Title: Re: Tiling a circular hall with circular tiles
Post by JocK on Jul 27th, 2004, 1:04pm
If I'm not mistaken, the 20 biggest cicrles of this Apollonian packing together exceed 90 % packing density, but they don't reach the 90.69 % hexagonal packing density. Even for 22 circles only 90.67 % is reached (still short by 0.02%...!).

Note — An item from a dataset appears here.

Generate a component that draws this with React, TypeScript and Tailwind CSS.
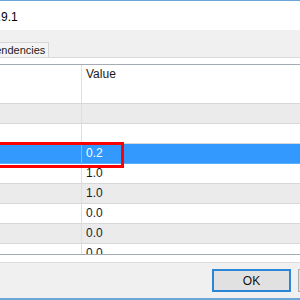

This all is relevant as the best result I found so far is [hide]22[/hide] circles.

J8)CK

Title: Re: Tiling a circular hall with circular tiles
Post by Virat Agarwal on Oct 7th, 2004, 5:22am
Yes there is also available the circular tiles in natural stones which  can be interlocked and can be laid down to any area on the floor.these tiles are developed in the natural stones like sandstones,limestones and granites

Title: Re: Tiling a circular hall with circular tiles
Post by John_Gaughan on Oct 7th, 2004, 5:39am

on 10/07/04 at 05:22:21, Virat Agarwal wrote:
Yes there is also available the circular tiles in natural stones which  can be interlocked and can be laid down to any area on the floor.these tiles are developed in the natural stones like sandstones,limestones and granites

Nonoverlapping circles can only touch at a tangent point, leaving space around that point. Interlocking is out of the question. Polygons, especially regular polygons such as squares and hexagons, can interlock quite well.